Your question, however, is about how to spend less time on writing. I think the real question is this: what do you want to achieve? The easiest way to spend less time on writing is to write less. For example, if your focus is learning readings, write a kanji out just to familiarise yourself with its shape, with a stroke order diagram in front of you, and repeatedly say its reading aloud. Treat it like learning the alphabet in English: say a letter’s name, write it, and say its name again. You don’t have to memorise its stroke order since ingraining its shape into your mind should be helpful as well. On the other hand, if you want to be able to write kanji without a computer’s help, and perhaps even dabble in calligraphy, then you should try to memorise the order of strokes used. In that case, you have no choice but to find a way to memorise it. Ultimately, your goals will be a deciding factor. Nonetheless, I’d like to assure you that, as long as you pay attention while writing and do so fairly often, stroke order will eventually begin to stick.

A few other thoughts:

Both true. In particular, you may eventually discover this general trend: block by block, kanji are written from top to bottom, and left to right. Stroke order is something whose utility becomes more obvious when writing quickly: look at some 行書(ぎょうしょ) calligraphy samples to see how the strokes link up. Only a few stroke orders allow that sort of flow. That’s why they’re ‘standard’.

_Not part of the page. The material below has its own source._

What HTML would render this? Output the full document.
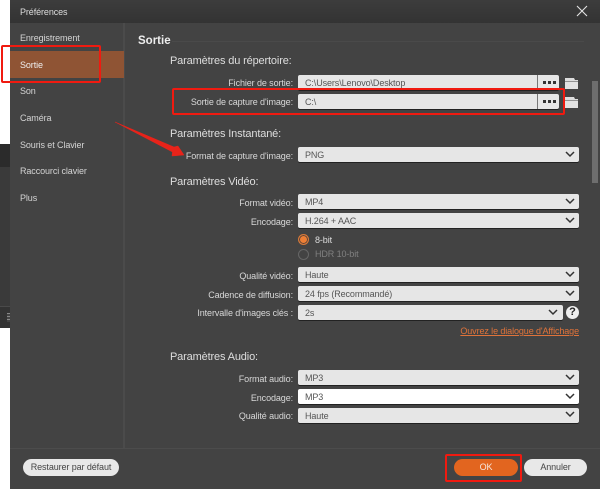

Each person has his or her own way of memorising readings. Mine is to visualise the character while saying the reading. That’s why stroke order helps so much. Also, I sometimes feel as though I can ‘see’ the sound contained in a certain stroke or angle between strokes. All this comes with familiarity, I believe, and that’s why I write kanji: I see them writing themselves in my head when I hear them. Mnemonics are great too, but only if they make sense to you. Otherwise, you’re just giving yourself a huge, almost random sequence to remember that might be harder to remember than the kanji itself. I know that I remember kanji as a combination of component meanings or as a combination of sound components and meaning components. I probably wouldn’t manage otherwise. However, to each his or her own.

At the end of the day, you need to examine which methods seem to be most effective in helping you reach your goals. I’d say the ability to write kanji, or at least familiarity with common components, is what helps native speakers with faster recognition and comprehension, and hence, I feel writing is very useful and should be an integral part of learning a language that uses kanji (like Chinese or Japanese). It also allows you to express yourself in writing without a computer or phone. I thus believe that any amount of time seriously and attentively invested into learning kanji writing is time well spent, especially since you’ll get faster with time. However, that may not be what you are aiming for, and you may find WK’s visual mnemonic approach sufficient, so the choice is yours.